* Objective: Look through the listing below for the line containing "Give me the". Copy it and each line after it up to and including the line containing "const cols = [0, 1, 2, 3, 4, 5, 6];", exactly, leaving out pictures.

* Extracted records:
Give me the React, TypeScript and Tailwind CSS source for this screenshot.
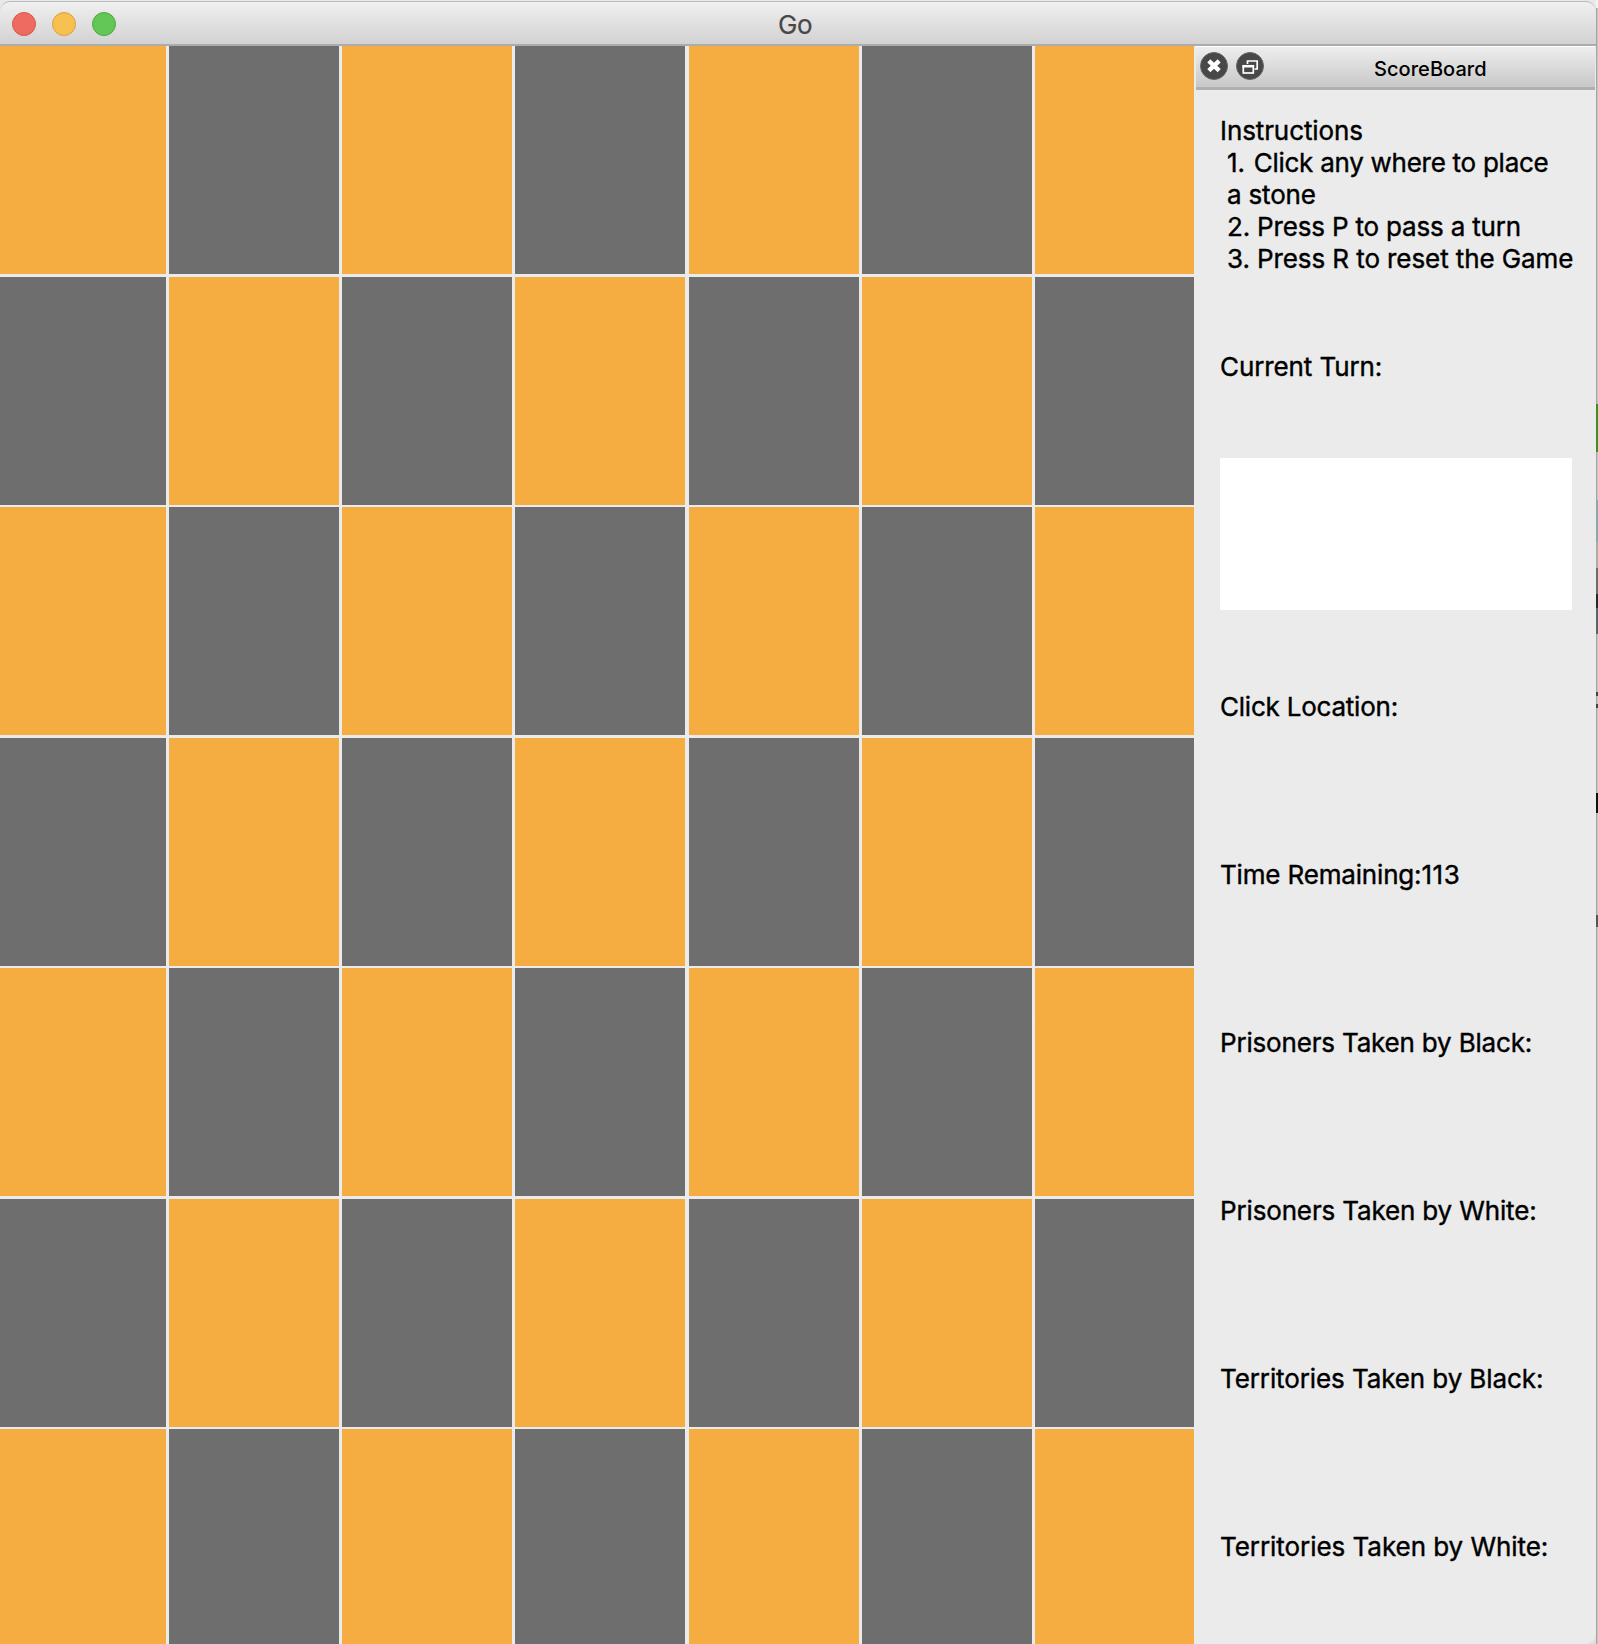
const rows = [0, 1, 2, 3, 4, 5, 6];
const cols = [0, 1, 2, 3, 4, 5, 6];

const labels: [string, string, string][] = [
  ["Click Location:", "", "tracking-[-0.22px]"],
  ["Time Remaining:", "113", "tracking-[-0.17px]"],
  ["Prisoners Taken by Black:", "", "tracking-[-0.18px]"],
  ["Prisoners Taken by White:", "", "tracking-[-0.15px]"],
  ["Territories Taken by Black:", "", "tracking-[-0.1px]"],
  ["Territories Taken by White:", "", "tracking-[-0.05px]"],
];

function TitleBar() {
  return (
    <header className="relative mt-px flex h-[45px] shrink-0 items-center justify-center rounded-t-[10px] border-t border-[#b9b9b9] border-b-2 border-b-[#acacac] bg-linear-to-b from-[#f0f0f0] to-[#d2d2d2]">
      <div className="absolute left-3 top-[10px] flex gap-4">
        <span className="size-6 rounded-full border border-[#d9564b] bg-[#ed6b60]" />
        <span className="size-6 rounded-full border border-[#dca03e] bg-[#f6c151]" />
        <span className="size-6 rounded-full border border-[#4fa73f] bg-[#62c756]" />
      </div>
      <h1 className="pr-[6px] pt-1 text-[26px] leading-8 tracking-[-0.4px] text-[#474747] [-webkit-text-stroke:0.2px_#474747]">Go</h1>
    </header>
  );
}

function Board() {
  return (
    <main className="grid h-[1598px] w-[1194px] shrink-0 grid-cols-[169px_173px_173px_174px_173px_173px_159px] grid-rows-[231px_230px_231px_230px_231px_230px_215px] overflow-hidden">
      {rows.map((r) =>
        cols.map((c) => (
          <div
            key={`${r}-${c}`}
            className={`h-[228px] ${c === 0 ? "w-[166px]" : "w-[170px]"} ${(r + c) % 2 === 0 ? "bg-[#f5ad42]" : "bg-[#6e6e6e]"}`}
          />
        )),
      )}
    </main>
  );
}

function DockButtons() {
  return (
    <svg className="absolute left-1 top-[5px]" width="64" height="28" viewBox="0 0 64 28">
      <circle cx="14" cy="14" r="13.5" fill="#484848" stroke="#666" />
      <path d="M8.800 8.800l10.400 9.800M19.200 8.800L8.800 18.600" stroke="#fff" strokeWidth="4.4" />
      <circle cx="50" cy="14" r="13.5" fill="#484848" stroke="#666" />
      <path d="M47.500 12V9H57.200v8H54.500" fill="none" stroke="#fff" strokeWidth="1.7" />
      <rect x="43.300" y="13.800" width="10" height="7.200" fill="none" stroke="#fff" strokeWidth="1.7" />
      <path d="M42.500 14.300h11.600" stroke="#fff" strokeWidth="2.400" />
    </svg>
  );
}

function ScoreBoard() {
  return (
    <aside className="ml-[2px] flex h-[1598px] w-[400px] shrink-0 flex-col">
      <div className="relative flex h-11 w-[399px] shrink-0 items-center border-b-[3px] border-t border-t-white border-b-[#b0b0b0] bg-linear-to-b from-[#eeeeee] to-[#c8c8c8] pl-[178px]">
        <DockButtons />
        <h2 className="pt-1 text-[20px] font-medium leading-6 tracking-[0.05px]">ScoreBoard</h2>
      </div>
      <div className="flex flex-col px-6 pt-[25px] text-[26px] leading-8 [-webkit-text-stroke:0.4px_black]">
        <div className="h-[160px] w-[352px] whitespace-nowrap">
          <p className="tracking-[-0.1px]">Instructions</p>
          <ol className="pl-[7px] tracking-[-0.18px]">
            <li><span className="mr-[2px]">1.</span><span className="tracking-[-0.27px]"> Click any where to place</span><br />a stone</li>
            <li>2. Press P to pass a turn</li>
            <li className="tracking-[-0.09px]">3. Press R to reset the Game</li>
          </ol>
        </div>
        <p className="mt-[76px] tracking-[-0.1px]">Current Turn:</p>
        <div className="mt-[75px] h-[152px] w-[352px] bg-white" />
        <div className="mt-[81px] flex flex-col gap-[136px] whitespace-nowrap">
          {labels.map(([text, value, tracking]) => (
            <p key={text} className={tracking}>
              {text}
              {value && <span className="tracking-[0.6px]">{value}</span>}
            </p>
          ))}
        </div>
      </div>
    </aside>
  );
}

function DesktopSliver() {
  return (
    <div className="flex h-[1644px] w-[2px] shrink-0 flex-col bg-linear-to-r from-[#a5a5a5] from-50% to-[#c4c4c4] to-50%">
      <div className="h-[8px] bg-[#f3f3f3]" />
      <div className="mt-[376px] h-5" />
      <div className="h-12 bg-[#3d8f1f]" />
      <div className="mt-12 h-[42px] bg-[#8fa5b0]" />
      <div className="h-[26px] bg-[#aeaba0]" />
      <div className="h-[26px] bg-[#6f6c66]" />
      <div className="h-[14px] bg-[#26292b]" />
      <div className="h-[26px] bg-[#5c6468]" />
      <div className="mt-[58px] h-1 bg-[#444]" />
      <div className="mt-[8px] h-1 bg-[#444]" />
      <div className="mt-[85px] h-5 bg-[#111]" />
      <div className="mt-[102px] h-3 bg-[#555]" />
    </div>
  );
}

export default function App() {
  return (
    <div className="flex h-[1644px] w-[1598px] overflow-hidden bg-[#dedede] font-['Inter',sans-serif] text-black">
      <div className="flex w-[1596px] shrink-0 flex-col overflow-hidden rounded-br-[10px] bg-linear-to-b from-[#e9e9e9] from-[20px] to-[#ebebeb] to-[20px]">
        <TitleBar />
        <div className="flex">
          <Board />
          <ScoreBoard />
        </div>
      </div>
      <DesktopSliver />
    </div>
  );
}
* * *
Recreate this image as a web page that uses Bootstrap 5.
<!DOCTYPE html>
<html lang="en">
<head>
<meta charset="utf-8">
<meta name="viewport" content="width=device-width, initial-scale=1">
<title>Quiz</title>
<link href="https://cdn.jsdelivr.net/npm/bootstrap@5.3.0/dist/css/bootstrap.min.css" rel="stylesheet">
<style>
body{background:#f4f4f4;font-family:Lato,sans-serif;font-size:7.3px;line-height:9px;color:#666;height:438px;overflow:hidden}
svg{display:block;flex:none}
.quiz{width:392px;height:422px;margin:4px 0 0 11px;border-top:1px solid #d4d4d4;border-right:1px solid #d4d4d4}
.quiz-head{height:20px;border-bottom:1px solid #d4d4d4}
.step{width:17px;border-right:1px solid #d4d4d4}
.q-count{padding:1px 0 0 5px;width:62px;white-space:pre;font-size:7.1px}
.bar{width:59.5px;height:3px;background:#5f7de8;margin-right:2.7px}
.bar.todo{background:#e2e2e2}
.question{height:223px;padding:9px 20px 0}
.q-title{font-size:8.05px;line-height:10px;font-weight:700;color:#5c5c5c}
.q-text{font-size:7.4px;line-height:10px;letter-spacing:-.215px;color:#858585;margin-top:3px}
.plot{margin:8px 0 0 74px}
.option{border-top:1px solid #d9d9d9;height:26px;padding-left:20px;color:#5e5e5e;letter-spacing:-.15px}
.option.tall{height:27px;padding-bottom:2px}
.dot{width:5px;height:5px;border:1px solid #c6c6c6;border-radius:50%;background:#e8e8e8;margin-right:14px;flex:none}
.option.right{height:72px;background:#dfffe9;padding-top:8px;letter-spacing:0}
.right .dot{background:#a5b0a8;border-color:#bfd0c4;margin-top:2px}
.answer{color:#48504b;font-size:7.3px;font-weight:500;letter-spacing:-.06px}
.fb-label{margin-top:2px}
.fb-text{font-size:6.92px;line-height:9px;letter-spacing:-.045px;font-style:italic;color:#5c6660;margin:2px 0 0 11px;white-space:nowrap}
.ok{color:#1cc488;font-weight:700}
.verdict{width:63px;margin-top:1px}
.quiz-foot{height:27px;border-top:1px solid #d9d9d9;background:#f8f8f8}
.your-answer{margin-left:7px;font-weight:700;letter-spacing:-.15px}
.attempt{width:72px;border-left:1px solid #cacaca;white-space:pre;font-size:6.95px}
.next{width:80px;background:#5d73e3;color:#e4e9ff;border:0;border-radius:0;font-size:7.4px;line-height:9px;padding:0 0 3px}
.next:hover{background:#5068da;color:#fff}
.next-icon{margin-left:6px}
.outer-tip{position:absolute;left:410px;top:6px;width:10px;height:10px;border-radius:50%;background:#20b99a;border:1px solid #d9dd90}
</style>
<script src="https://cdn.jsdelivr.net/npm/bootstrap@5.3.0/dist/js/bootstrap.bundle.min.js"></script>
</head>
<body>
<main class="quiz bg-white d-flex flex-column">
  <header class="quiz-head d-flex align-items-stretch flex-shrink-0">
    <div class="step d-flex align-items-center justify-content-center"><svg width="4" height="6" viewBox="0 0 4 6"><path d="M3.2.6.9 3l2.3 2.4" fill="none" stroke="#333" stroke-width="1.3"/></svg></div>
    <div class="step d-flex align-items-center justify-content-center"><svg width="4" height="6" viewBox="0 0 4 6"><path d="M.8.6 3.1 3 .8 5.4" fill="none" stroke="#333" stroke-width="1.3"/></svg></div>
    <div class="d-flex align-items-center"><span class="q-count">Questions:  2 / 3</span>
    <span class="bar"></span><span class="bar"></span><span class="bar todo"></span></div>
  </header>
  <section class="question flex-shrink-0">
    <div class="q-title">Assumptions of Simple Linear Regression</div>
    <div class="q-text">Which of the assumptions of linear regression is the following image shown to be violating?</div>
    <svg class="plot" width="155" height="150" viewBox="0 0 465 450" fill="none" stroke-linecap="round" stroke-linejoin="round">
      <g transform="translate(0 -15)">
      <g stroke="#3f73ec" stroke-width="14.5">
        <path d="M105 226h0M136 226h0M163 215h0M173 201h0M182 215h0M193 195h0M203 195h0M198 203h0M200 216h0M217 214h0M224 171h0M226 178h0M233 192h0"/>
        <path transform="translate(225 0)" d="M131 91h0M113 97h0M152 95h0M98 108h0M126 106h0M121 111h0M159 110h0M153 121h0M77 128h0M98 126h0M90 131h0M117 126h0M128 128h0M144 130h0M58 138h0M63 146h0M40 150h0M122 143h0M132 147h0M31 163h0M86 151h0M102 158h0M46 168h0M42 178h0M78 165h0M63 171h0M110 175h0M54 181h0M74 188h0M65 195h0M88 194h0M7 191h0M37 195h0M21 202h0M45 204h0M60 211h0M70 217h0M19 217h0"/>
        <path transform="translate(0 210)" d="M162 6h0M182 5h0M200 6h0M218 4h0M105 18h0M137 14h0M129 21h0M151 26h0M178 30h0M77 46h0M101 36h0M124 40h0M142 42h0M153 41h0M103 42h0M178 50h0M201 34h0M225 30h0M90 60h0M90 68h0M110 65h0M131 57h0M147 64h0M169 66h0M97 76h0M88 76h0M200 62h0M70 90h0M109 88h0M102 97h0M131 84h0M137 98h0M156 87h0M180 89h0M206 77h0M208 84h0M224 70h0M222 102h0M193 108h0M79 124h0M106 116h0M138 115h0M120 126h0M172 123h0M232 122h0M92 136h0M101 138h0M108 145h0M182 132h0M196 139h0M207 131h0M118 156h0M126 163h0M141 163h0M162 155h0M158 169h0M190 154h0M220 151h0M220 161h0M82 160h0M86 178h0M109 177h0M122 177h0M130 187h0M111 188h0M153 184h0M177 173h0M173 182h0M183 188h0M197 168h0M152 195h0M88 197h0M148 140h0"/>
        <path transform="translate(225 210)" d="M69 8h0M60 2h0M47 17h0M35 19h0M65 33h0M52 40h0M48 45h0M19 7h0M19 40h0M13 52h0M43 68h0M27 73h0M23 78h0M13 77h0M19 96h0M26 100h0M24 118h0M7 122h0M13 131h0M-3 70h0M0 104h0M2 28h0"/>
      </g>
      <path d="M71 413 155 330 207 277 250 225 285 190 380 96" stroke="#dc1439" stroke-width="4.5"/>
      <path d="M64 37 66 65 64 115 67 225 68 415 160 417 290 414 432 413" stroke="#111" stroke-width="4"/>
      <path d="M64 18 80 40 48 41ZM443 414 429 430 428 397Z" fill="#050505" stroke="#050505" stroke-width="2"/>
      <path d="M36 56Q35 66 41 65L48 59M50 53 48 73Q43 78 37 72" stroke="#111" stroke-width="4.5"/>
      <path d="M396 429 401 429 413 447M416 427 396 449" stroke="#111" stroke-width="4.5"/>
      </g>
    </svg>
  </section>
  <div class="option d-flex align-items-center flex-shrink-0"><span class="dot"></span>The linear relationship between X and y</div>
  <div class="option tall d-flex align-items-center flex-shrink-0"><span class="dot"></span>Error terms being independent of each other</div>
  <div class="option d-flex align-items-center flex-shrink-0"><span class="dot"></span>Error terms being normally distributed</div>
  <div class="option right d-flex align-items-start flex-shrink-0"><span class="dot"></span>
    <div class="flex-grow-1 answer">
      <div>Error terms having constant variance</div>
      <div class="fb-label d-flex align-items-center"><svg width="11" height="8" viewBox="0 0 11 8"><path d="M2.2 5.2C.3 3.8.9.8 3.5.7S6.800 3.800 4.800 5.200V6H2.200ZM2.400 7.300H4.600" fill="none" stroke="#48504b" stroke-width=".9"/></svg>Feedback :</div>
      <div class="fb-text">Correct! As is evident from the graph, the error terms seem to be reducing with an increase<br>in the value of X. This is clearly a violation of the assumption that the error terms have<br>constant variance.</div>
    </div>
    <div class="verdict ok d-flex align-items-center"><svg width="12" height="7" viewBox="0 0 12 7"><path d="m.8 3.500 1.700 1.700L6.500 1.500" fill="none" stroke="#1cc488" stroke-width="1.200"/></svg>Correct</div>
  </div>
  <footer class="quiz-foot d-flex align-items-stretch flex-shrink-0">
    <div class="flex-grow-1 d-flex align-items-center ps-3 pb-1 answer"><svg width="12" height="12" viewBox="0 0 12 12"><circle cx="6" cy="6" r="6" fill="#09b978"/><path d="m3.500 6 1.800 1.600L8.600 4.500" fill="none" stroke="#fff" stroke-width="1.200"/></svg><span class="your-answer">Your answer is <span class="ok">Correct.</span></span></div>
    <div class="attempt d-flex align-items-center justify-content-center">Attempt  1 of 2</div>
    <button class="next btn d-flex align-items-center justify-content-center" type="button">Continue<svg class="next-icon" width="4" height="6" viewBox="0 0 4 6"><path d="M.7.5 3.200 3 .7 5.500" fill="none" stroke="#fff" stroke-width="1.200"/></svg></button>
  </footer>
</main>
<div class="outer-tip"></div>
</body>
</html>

* Solution for this exercise:
Give me the React, TypeScript and Tailwind CSS source for this screenshot.
const rows = [0, 1, 2, 3, 4, 5, 6];
const cols = [0, 1, 2, 3, 4, 5, 6];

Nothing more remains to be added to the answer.